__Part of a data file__
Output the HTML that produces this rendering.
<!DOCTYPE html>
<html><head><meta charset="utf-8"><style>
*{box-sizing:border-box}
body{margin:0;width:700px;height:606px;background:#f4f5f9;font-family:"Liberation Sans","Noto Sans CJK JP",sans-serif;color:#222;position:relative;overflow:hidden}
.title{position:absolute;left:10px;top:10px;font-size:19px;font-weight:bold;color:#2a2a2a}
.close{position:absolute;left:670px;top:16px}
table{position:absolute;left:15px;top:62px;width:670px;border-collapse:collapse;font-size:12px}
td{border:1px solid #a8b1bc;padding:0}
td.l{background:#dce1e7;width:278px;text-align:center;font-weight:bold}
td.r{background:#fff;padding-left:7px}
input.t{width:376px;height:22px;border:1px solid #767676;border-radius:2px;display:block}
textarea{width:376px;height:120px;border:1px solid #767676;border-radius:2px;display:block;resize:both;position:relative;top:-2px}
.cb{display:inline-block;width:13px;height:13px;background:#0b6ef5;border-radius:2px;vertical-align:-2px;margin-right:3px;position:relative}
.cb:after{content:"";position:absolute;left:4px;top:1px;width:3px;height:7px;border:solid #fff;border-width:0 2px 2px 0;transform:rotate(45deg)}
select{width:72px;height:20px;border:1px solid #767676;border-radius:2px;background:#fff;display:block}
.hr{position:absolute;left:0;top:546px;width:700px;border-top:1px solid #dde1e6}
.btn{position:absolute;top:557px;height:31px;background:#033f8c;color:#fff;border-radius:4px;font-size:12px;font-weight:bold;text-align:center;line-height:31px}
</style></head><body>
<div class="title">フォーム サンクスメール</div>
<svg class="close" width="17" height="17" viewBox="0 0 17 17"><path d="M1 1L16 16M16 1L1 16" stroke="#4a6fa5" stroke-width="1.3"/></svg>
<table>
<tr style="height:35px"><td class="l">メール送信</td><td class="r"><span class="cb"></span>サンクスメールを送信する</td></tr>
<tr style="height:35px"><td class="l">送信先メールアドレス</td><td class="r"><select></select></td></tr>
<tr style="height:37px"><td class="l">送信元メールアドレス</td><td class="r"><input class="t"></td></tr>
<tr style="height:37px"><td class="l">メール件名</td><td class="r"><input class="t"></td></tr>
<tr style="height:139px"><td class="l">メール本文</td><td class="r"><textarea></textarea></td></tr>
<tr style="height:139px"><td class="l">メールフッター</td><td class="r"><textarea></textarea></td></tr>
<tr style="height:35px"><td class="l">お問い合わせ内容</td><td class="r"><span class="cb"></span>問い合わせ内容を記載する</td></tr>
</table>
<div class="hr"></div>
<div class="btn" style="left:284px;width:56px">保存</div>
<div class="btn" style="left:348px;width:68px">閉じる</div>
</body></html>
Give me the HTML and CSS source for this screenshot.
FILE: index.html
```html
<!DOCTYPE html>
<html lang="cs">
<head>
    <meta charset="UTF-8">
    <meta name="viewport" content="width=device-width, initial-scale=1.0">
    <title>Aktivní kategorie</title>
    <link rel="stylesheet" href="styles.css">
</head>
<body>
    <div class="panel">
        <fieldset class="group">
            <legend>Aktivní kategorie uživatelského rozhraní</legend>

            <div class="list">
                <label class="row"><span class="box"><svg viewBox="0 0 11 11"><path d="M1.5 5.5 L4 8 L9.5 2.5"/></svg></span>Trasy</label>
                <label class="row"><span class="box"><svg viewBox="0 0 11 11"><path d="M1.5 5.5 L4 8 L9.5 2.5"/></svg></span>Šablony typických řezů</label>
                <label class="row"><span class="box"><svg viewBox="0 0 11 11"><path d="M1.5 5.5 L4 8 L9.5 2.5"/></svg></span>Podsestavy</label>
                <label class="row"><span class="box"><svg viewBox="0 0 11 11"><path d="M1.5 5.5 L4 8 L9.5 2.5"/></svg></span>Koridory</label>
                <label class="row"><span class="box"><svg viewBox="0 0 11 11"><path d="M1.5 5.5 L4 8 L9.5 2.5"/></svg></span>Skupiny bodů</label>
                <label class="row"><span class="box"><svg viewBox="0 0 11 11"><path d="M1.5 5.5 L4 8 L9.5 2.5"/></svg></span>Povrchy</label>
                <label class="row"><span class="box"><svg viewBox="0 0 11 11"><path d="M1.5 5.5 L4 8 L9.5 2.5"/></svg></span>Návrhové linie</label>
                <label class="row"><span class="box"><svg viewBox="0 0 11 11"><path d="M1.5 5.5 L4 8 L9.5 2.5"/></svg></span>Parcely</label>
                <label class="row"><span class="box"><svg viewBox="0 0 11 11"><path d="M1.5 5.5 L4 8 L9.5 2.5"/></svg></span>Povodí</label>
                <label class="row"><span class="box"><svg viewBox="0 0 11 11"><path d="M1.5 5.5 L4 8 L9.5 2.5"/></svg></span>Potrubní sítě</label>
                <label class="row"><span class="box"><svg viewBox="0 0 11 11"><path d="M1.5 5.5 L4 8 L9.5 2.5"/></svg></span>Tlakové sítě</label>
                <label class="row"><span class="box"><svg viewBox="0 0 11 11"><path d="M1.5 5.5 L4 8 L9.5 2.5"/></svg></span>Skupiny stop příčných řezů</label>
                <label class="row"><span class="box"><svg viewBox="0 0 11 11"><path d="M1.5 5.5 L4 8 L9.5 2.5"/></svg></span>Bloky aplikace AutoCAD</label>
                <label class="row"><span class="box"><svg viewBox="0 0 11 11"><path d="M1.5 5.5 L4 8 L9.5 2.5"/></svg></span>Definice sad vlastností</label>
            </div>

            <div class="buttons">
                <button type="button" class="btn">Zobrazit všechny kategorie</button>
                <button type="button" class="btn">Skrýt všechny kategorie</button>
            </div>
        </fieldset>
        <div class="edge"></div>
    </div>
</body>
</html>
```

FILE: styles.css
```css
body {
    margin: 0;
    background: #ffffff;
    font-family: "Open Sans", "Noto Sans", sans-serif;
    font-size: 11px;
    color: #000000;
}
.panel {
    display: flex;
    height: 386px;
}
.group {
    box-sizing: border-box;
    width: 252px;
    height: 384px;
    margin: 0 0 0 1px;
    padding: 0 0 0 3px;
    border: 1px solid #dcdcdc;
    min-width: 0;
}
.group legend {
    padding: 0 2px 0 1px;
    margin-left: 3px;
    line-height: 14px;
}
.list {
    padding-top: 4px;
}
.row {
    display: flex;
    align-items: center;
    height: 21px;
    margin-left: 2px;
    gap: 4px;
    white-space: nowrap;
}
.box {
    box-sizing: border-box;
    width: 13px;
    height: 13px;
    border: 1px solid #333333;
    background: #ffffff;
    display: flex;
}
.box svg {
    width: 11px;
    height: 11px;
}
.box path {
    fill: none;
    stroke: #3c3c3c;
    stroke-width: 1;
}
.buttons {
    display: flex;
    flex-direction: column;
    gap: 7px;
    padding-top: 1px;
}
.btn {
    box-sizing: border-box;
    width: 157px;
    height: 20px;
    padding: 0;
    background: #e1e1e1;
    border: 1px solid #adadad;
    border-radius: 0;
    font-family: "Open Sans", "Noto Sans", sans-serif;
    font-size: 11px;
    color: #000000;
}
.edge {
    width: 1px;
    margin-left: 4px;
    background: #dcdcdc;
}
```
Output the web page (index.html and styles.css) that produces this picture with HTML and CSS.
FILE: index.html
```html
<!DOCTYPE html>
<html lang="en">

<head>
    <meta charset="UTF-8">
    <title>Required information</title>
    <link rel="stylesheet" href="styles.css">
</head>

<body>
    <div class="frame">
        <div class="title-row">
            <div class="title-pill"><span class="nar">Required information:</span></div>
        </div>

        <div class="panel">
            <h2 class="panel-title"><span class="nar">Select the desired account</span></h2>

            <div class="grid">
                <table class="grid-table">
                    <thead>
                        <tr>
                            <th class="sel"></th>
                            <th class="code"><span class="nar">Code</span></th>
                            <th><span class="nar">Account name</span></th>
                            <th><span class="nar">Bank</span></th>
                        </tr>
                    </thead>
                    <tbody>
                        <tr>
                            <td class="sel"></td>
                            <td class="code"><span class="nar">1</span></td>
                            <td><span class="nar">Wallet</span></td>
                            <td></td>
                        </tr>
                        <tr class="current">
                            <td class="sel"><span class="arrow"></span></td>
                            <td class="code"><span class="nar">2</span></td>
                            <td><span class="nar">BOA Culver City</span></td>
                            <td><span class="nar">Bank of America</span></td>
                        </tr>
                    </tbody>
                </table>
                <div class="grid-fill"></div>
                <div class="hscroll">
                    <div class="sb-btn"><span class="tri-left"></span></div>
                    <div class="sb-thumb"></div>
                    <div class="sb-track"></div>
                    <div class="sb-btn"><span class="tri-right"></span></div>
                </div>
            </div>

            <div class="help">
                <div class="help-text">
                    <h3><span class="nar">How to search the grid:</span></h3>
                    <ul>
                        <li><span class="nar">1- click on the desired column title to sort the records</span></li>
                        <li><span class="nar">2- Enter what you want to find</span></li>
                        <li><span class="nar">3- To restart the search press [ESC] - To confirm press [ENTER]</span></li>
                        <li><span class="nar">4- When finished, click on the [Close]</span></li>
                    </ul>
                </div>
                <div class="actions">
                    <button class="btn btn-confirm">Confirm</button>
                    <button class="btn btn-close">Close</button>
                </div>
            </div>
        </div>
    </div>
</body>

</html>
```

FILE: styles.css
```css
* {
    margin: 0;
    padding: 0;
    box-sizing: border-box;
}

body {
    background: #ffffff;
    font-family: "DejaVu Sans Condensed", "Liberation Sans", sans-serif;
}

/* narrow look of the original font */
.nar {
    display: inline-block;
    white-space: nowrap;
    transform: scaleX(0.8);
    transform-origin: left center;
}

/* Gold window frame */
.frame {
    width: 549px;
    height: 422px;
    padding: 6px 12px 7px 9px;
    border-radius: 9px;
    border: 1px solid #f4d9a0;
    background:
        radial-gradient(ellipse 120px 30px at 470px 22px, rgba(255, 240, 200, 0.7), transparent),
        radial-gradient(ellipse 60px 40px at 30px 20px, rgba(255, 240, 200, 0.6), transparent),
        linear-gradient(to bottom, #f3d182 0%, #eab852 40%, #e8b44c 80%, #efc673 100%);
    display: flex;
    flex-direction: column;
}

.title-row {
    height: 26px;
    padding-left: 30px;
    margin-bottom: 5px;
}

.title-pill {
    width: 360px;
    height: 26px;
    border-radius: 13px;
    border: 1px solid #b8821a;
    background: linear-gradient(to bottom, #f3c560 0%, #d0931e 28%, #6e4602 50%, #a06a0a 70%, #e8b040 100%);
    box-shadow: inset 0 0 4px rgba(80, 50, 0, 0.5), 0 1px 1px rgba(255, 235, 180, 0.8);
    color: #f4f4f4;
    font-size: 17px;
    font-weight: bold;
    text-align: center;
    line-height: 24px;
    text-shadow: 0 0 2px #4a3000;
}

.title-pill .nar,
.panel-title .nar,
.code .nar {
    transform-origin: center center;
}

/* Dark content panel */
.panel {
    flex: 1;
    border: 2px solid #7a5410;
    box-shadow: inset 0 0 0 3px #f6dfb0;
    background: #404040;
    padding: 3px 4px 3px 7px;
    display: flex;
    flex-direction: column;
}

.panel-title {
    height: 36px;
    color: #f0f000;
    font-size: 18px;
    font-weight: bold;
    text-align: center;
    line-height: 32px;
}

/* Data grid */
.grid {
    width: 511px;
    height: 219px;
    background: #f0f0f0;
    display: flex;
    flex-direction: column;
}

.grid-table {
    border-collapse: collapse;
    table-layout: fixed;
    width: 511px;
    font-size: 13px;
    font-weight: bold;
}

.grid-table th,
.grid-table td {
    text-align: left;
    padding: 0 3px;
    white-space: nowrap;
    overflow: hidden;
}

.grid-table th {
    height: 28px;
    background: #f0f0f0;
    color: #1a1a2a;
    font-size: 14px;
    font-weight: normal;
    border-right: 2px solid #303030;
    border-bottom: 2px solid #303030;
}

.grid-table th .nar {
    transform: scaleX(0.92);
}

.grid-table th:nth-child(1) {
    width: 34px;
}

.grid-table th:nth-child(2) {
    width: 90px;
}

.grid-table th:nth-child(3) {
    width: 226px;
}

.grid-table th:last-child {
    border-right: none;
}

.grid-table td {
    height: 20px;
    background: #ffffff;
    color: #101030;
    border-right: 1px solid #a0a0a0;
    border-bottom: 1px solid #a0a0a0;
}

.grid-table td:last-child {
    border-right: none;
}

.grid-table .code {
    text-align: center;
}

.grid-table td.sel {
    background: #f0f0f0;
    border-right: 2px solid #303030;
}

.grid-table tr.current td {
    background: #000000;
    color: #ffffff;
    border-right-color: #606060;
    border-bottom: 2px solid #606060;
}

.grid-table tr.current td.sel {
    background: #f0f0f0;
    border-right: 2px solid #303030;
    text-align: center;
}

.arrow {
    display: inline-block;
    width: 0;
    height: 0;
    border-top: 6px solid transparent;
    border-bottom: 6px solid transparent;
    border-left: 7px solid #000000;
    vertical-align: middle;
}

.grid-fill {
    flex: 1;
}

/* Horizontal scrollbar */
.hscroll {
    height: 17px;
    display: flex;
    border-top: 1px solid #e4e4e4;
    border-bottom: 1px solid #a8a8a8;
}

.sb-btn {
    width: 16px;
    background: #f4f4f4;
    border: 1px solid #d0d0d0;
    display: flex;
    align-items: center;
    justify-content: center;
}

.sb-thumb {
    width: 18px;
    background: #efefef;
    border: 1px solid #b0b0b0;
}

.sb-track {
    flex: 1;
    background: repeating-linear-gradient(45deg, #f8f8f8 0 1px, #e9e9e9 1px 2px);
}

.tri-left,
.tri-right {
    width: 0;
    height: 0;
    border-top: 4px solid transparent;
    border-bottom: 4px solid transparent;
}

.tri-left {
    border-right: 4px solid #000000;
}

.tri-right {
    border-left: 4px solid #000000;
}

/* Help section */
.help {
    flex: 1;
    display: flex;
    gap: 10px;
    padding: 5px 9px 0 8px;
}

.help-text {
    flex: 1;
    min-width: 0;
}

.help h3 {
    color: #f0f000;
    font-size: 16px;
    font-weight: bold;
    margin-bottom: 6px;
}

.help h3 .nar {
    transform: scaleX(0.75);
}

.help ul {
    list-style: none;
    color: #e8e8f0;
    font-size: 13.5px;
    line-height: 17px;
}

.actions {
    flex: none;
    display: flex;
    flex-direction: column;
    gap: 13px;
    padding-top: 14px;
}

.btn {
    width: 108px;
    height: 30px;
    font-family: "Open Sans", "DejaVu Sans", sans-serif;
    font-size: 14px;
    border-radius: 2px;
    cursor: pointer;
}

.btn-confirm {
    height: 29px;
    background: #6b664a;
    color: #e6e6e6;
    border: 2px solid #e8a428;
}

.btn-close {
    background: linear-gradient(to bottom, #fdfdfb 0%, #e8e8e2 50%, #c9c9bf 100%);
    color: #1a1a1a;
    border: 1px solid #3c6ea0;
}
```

__The problem__
Pull every line containing "that" from the data.

__Written solution__
Output the HTML that produces this rendering.
Output the web page (index.html and styles.css) that produces this picture with HTML and CSS.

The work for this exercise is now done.